Clive Edwards in his article describes this famous firm, Jackson and Graham, for the Furniture History Society thus: 'In the pantheon of Victorian furnishing enterprises, few names are more important than Jackson & Graham'. Charlotte Gere and Michael Whiteway describe Jackson and Graham in their work 'Nineteenth Century Design' as 'probably the most Important High Victorian Cabinet-making firm'. With academe clamouring to lavish praise of such high degree on this company's head, why is it that almost no one has heard of them? The truth is that the endeavours of the nineteenth century cabinetmakers are still undervalued. The advent of the mechanical age and the lush overelaboration of the epoch combine to seemingly render the whole Victorian era second rate. The mistake this idea represents is only now coming to light. Indeed Jackson & Graham celebrated this same mechanisation. They delighted in the fact that their machines afforded them the opportunity to execute a sophistication of marquetry that mere hand work could never have been achieved. It is true that Jackson and Graham were elaborate in their confections, but the sophistication therein contained rendered their work superior to all but a few.

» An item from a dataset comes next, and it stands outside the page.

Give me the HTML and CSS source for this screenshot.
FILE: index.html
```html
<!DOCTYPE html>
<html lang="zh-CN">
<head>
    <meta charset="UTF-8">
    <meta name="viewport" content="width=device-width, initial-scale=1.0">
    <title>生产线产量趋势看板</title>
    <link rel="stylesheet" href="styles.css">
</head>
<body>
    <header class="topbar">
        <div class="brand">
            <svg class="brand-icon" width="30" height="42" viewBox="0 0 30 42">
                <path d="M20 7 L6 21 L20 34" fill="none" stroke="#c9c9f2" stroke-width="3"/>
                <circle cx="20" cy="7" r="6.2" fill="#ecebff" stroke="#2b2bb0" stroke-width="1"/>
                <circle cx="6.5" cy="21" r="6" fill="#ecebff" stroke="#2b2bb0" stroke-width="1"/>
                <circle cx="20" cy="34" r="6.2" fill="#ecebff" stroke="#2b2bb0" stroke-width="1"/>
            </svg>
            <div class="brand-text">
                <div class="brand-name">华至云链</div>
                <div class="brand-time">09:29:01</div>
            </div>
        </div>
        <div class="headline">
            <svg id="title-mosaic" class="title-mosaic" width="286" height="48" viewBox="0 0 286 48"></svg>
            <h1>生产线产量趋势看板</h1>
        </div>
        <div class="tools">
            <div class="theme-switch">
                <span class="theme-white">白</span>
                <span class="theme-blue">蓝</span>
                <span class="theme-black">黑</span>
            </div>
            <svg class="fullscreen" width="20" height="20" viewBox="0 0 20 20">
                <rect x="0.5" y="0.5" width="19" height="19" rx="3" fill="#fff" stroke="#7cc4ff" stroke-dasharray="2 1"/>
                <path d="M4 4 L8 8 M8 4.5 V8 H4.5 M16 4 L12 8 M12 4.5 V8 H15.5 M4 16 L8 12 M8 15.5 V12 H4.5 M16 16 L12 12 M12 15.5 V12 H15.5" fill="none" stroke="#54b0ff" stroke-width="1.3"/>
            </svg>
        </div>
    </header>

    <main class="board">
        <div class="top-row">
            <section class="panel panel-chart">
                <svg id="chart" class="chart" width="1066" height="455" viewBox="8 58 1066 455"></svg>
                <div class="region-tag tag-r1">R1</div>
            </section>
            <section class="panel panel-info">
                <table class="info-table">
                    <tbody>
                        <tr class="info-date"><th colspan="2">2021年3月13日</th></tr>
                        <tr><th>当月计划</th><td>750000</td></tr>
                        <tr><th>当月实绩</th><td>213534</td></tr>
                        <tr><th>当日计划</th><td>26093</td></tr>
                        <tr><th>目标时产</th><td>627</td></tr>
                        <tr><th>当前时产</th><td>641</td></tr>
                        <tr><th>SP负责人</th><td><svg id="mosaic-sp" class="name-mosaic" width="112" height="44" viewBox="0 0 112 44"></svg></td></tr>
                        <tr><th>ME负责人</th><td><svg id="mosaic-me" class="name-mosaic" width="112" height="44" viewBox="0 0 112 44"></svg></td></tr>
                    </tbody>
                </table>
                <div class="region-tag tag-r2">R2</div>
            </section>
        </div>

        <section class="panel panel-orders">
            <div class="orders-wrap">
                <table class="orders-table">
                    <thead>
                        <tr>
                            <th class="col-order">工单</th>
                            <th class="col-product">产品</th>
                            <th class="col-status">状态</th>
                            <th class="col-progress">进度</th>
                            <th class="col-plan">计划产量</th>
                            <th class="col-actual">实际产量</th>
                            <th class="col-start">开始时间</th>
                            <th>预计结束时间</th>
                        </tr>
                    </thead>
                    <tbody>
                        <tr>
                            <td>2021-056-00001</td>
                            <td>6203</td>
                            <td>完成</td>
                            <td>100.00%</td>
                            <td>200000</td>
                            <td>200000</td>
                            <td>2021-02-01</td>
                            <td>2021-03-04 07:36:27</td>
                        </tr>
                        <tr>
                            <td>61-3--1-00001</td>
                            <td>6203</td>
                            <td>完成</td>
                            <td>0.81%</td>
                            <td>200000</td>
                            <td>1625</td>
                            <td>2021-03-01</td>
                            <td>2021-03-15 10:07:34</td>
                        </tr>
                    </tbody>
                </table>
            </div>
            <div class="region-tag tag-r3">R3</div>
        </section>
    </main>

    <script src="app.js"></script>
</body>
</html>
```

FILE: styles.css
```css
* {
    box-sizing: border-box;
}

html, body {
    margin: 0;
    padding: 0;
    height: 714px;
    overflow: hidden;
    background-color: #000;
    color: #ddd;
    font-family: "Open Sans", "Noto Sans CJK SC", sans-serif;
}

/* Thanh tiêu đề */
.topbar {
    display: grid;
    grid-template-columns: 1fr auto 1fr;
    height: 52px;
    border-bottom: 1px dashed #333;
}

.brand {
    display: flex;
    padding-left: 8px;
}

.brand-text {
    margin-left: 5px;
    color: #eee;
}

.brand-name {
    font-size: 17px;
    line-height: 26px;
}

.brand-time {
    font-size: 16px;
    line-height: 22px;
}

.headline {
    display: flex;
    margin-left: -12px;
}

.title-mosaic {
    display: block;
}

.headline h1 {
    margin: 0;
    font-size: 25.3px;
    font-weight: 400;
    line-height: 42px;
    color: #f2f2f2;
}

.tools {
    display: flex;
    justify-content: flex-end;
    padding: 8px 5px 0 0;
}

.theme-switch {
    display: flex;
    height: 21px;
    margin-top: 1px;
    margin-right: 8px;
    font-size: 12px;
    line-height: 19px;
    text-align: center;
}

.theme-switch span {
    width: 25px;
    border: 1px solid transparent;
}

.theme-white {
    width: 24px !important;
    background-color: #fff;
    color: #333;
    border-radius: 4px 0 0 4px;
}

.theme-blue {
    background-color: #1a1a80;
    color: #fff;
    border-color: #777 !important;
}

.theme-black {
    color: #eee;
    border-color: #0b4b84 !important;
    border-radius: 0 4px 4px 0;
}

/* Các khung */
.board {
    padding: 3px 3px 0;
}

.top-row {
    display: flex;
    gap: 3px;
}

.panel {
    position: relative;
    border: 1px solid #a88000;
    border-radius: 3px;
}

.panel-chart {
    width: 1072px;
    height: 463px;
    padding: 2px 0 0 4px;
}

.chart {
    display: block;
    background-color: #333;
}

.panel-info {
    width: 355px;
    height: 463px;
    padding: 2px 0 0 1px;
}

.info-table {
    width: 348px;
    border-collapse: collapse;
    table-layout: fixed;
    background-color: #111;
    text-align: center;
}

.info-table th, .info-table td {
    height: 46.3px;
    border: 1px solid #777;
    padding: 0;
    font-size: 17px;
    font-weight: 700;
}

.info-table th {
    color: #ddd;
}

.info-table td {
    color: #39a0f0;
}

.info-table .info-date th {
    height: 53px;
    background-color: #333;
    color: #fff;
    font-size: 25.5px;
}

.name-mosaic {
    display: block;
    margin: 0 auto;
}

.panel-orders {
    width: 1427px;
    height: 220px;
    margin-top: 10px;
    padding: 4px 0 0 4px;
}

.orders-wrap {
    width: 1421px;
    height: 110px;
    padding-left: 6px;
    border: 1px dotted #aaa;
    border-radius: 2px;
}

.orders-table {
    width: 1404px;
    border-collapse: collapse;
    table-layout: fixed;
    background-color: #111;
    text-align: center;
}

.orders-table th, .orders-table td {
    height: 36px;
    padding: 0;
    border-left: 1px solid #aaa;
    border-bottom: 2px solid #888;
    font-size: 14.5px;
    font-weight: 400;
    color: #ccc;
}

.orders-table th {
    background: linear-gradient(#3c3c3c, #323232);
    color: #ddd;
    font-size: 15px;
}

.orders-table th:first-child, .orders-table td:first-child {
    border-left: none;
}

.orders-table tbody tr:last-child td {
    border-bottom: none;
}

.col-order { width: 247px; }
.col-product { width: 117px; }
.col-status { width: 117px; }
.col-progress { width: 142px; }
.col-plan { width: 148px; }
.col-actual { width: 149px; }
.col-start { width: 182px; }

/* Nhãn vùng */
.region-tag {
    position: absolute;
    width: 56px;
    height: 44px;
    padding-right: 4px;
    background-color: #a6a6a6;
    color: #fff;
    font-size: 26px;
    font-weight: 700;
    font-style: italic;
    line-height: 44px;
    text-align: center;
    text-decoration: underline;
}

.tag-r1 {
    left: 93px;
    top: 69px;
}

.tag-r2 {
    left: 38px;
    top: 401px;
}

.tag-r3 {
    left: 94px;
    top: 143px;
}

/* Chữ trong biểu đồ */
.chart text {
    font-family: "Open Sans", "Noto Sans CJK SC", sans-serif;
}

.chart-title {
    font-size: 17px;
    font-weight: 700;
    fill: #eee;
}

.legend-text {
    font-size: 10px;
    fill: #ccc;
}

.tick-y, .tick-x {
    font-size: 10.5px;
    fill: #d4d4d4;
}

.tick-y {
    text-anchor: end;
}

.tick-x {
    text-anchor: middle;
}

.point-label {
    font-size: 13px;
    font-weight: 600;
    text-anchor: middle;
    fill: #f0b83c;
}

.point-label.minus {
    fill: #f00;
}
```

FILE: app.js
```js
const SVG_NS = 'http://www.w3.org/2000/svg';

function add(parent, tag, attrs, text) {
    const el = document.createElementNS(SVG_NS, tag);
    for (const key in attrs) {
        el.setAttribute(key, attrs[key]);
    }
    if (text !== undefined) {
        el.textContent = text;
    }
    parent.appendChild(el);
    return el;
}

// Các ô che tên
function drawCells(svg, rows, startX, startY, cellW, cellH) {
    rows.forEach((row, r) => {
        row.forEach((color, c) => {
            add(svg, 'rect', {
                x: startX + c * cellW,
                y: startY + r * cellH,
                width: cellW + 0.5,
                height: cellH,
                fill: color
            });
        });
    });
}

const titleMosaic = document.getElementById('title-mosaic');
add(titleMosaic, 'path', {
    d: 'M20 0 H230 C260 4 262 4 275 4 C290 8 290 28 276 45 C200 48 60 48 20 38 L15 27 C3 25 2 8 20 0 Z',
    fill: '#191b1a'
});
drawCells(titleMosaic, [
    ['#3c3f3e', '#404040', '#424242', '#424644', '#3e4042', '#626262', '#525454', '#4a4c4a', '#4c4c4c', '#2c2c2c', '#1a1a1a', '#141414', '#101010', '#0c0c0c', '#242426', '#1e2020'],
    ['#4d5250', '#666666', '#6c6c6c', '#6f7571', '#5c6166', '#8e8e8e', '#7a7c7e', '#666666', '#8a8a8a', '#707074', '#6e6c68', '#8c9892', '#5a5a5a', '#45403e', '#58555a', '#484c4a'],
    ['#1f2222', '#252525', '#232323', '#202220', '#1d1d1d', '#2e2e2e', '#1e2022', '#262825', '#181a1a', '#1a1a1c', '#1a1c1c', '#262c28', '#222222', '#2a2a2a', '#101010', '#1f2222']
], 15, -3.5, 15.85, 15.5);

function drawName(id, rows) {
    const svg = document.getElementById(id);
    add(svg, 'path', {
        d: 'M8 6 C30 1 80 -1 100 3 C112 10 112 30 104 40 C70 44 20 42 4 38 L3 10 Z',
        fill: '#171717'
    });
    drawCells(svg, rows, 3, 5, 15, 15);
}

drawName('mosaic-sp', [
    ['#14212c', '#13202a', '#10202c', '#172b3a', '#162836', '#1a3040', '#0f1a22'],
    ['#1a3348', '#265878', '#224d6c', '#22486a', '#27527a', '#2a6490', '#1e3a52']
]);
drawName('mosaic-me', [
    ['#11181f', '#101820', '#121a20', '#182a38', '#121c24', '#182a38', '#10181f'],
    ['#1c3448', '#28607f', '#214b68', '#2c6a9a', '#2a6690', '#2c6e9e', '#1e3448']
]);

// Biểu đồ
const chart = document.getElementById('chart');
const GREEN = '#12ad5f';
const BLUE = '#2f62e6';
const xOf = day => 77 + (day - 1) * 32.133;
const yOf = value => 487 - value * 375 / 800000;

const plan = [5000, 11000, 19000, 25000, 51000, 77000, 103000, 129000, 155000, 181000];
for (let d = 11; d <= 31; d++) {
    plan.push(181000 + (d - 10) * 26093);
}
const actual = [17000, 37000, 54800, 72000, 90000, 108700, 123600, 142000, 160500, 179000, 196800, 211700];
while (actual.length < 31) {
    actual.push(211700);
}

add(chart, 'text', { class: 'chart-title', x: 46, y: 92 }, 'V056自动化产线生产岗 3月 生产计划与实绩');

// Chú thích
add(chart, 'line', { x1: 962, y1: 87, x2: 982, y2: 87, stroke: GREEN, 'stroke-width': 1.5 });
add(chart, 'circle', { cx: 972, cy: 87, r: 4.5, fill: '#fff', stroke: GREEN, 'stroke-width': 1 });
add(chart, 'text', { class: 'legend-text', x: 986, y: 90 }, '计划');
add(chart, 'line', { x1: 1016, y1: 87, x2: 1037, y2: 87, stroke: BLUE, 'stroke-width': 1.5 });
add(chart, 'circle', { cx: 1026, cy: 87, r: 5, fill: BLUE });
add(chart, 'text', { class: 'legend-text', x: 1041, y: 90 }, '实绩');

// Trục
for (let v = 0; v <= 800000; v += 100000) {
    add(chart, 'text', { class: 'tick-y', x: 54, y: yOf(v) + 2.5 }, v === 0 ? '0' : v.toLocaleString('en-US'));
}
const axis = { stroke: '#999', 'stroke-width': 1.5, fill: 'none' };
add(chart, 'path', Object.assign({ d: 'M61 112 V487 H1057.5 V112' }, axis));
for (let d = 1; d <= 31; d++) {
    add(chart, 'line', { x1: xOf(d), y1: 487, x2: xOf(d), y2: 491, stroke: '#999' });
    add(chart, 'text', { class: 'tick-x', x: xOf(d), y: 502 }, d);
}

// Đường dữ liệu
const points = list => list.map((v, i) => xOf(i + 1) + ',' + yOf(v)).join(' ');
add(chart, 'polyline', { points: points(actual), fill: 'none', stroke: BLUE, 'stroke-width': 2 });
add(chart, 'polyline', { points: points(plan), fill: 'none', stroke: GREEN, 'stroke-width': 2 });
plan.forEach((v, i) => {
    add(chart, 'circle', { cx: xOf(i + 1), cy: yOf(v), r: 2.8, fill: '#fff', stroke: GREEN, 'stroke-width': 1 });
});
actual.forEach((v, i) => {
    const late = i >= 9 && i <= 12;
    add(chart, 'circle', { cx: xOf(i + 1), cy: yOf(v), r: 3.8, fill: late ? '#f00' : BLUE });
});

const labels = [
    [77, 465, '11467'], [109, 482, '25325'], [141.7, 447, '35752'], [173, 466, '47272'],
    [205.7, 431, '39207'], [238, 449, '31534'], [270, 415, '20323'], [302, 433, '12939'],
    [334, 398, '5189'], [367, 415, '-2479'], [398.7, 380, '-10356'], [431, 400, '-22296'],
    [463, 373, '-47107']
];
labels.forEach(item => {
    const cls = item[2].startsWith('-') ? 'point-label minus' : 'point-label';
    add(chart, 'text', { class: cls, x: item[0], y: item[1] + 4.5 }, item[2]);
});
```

The firm was active between 1836 and 1885. They had premises in Oxford Street, which gradually expanded until they controlled six buildings on the same street. They were great exhibitors at fairs and like other cabinet makers of the age, they employed fashionable designers and architects to enhance their work. Amongst these, Jackson and Graham employed Dr Christopher Dresser and Bruce Talbert. However, the longest and closest affiliate was Owen Jones. He was central to the work carried out for Alfred Morrison at 16 Carlton House Terrace and Fonthill, Wiltshire. Pieces made for Morrison were shown at exhibitions around Europe and Owen Jones' style defines the Jackson and Graham look. The firm gradually moved into decline through a mixture of internal strife and external trading conditions, finally, being bought out by their rivals, Collinson & Lock in 1885.